**WHAT YOU ARE ASKED TO DO**
Make an exact transcription of the material, leaving out all images.

**Front-end source files**
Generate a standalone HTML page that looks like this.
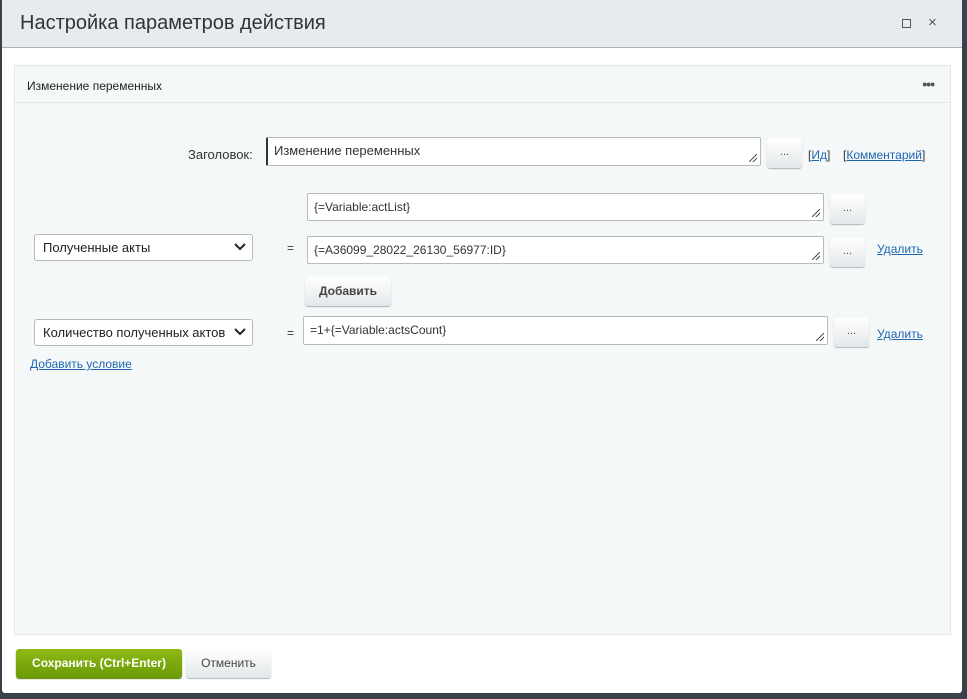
<!DOCTYPE html>
<html><head><meta charset="utf-8"><style>
*{box-sizing:border-box;margin:0;padding:0}
body{width:967px;height:699px;background:#3a4148;font-family:"Liberation Sans","Noto Sans CJK SC",sans-serif;position:relative;overflow:hidden}
.win{position:absolute;left:2px;top:0;width:960px;height:693px;background:#fff;border-radius:0 0 3px 3px}
.hdr{position:absolute;left:0;top:0;width:960px;height:48px;background:#e5ebee;border-bottom:1px solid #a9b0b4}
.hdr .t{position:absolute;left:18px;top:12px;font-size:20px;color:#333}
.panel{position:absolute;left:12px;top:65px;width:937px;height:570px;background:#f5f8f9;border:1px solid #e2e7ea}
.ph{height:37px;border-bottom:1px solid #e2e7ea;font-size:12px;color:#222;padding:13px 0 0 12px}
.a{position:absolute;font-size:12px;color:#333}
.inp{position:absolute;background:#fff;border:1px solid #b5babd;border-radius:2px;font-size:12px;color:#333;padding:0 0 0 6px;line-height:26px}
.inp:after{content:"";position:absolute;right:3px;bottom:3px;width:8px;height:8px;background:linear-gradient(135deg,transparent 45%,#555 45%,#555 55%,transparent 55%,transparent 70%,#555 70%,#555 80%,transparent 80%)}
.dot{position:absolute;width:35px;height:29px;border-radius:3px;background:linear-gradient(#fff,#e3e7e9);box-shadow:0 1px 1px #b0b5b8;font-size:11px;text-align:center;line-height:26px;color:#555}
.sel{position:absolute;background:#fff;border:1px solid #b5babd;border-radius:3px;height:27px;font-size:13px;color:#222;padding-left:8px;line-height:25px}
.sel svg{position:absolute;right:6px;top:8px}
.lnk{position:absolute;font-size:12px;color:#2067b0;text-decoration:underline}
.btn{position:absolute;border-radius:3px;font-size:12px;font-weight:bold;text-align:center}
</style></head><body>
<div class="win">
<div class="hdr"><div class="t">Настройка параметров действия</div>
<div style="position:absolute;left:900px;top:19px;width:9px;height:9px;border:1px solid #555"></div>
<div style="position:absolute;left:926px;top:14px;font-size:15px;color:#555">×</div></div>
<div class="panel"><div class="ph">Изменение переменных</div>
<div style="position:absolute;right:16px;top:10px;font-size:14px;color:#555;letter-spacing:-1px;font-weight:bold">•••</div>
</div>
<div class="a" style="left:186px;top:147px;font-size:13px">Заголовок:</div>
<div class="inp" style="left:264px;top:137px;width:495px;height:29px;font-size:13px;border-left:2px solid #333">Изменение переменных</div>
<div class="dot" style="left:765px;top:139px">...</div>
<div class="a" style="left:806px;top:148px">[<span style="color:#2067b0;text-decoration:underline">Ид</span>]</div>
<div class="a" style="left:841px;top:148px">[<span style="color:#2067b0;text-decoration:underline">Комментарий</span>]</div>

<div class="inp" style="left:305px;top:193px;width:517px;height:28px">{=Variable:actList}</div>
<div class="dot" style="left:828px;top:195px">...</div>
<div class="sel" style="left:32px;top:234px;width:219px">Полученные акты<svg width="12" height="8"><path d="M1 1l5 5 5-5" stroke="#222" stroke-width="2" fill="none"/></svg></div>
<div class="a" style="left:285px;top:241px">=</div>
<div class="inp" style="left:305px;top:236px;width:517px;height:28px">{=A36099_28022_26130_56977:ID}</div>
<div class="dot" style="left:828px;top:238px">...</div>
<div class="lnk" style="left:875px;top:242px">Удалить</div>
<div class="btn" style="left:303px;top:277px;width:86px;height:29px;background:linear-gradient(#fff,#e3e7e9);box-shadow:0 1px 1px #b0b5b8;color:#444;line-height:29px">Добавить</div>

<div class="sel" style="left:32px;top:319px;width:219px">Количество полученных актов<svg width="12" height="8"><path d="M1 1l5 5 5-5" stroke="#222" stroke-width="2" fill="none"/></svg></div>
<div class="a" style="left:285px;top:326px">=</div>
<div class="inp" style="left:301px;top:316px;width:525px;height:29px">=1+{=Variable:actsCount}</div>
<div class="dot" style="left:832px;top:318px">...</div>
<div class="lnk" style="left:875px;top:327px">Удалить</div>
<div class="lnk" style="left:28px;top:357px">Добавить условие</div>

<div class="btn" style="left:14px;top:649px;width:166px;height:29px;background:linear-gradient(#8fba15,#6a9a05);color:#fff;line-height:29px;box-shadow:0 1px 1px #557a00">Сохранить (Ctrl+Enter)</div>
<div class="btn" style="left:184px;top:649px;width:85px;height:29px;background:linear-gradient(#fff,#e3e7e9);color:#444;line-height:29px;box-shadow:0 1px 1px #b0b5b8;font-weight:normal">Отменить</div>
</div>
</body></html>
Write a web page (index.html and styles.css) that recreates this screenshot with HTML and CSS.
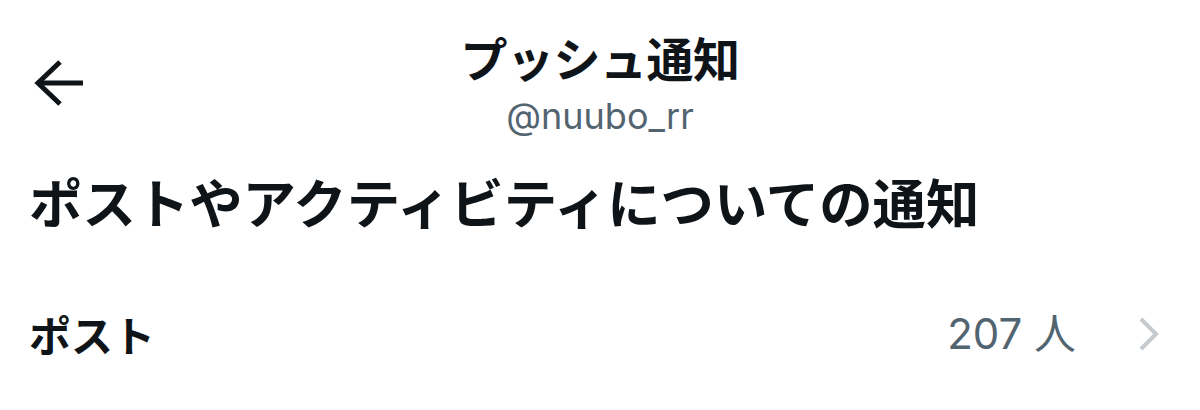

**TASK OUTPUT**
Generate a standalone HTML page that looks like this.
<!DOCTYPE html>
<html><head><meta charset="utf-8"><style>
*{box-sizing:border-box;margin:0;padding:0}
body{width:967px;height:699px;background:#3a4148;font-family:"Liberation Sans","Noto Sans CJK SC",sans-serif;position:relative;overflow:hidden}
.win{position:absolute;left:2px;top:0;width:960px;height:693px;background:#fff;border-radius:0 0 3px 3px}
.hdr{position:absolute;left:0;top:0;width:960px;height:48px;background:#e5ebee;border-bottom:1px solid #a9b0b4}
.hdr .t{position:absolute;left:18px;top:12px;font-size:20px;color:#333}
.panel{position:absolute;left:12px;top:65px;width:937px;height:570px;background:#f5f8f9;border:1px solid #e2e7ea}
.ph{height:37px;border-bottom:1px solid #e2e7ea;font-size:12px;color:#222;padding:13px 0 0 12px}
.a{position:absolute;font-size:12px;color:#333}
.inp{position:absolute;background:#fff;border:1px solid #b5babd;border-radius:2px;font-size:12px;color:#333;padding:0 0 0 6px;line-height:26px}
.inp:after{content:"";position:absolute;right:3px;bottom:3px;width:8px;height:8px;background:linear-gradient(135deg,transparent 45%,#555 45%,#555 55%,transparent 55%,transparent 70%,#555 70%,#555 80%,transparent 80%)}
.dot{position:absolute;width:35px;height:29px;border-radius:3px;background:linear-gradient(#fff,#e3e7e9);box-shadow:0 1px 1px #b0b5b8;font-size:11px;text-align:center;line-height:26px;color:#555}
.sel{position:absolute;background:#fff;border:1px solid #b5babd;border-radius:3px;height:27px;font-size:13px;color:#222;padding-left:8px;line-height:25px}
.sel svg{position:absolute;right:6px;top:8px}
.lnk{position:absolute;font-size:12px;color:#2067b0;text-decoration:underline}
.btn{position:absolute;border-radius:3px;font-size:12px;font-weight:bold;text-align:center}
</style></head><body>
<div class="win">
<div class="hdr"><div class="t">Настройка параметров действия</div>
<div style="position:absolute;left:900px;top:19px;width:9px;height:9px;border:1px solid #555"></div>
<div style="position:absolute;left:926px;top:14px;font-size:15px;color:#555">×</div></div>
<div class="panel"><div class="ph">Изменение переменных</div>
<div style="position:absolute;right:16px;top:10px;font-size:14px;color:#555;letter-spacing:-1px;font-weight:bold">•••</div>
</div>
<div class="a" style="left:186px;top:147px;font-size:13px">Заголовок:</div>
<div class="inp" style="left:264px;top:137px;width:495px;height:29px;font-size:13px;border-left:2px solid #333">Изменение переменных</div>
<div class="dot" style="left:765px;top:139px">...</div>
<div class="a" style="left:806px;top:148px">[<span style="color:#2067b0;text-decoration:underline">Ид</span>]</div>
<div class="a" style="left:841px;top:148px">[<span style="color:#2067b0;text-decoration:underline">Комментарий</span>]</div>

<div class="inp" style="left:305px;top:193px;width:517px;height:28px">{=Variable:actList}</div>
<div class="dot" style="left:828px;top:195px">...</div>
<div class="sel" style="left:32px;top:234px;width:219px">Полученные акты<svg width="12" height="8"><path d="M1 1l5 5 5-5" stroke="#222" stroke-width="2" fill="none"/></svg></div>
<div class="a" style="left:285px;top:241px">=</div>
<div class="inp" style="left:305px;top:236px;width:517px;height:28px">{=A36099_28022_26130_56977:ID}</div>
<div class="dot" style="left:828px;top:238px">...</div>
<div class="lnk" style="left:875px;top:242px">Удалить</div>
<div class="btn" style="left:303px;top:277px;width:86px;height:29px;background:linear-gradient(#fff,#e3e7e9);box-shadow:0 1px 1px #b0b5b8;color:#444;line-height:29px">Добавить</div>

<div class="sel" style="left:32px;top:319px;width:219px">Количество полученных актов<svg width="12" height="8"><path d="M1 1l5 5 5-5" stroke="#222" stroke-width="2" fill="none"/></svg></div>
<div class="a" style="left:285px;top:326px">=</div>
<div class="inp" style="left:301px;top:316px;width:525px;height:29px">=1+{=Variable:actsCount}</div>
<div class="dot" style="left:832px;top:318px">...</div>
<div class="lnk" style="left:875px;top:327px">Удалить</div>
<div class="lnk" style="left:28px;top:357px">Добавить условие</div>

<div class="btn" style="left:14px;top:649px;width:166px;height:29px;background:linear-gradient(#8fba15,#6a9a05);color:#fff;line-height:29px;box-shadow:0 1px 1px #557a00">Сохранить (Ctrl+Enter)</div>
<div class="btn" style="left:184px;top:649px;width:85px;height:29px;background:linear-gradient(#fff,#e3e7e9);color:#444;line-height:29px;box-shadow:0 1px 1px #b0b5b8;font-weight:normal">Отменить</div>
</div>
</body></html>
Write a web page (index.html and styles.css) that recreates this screenshot with HTML and CSS.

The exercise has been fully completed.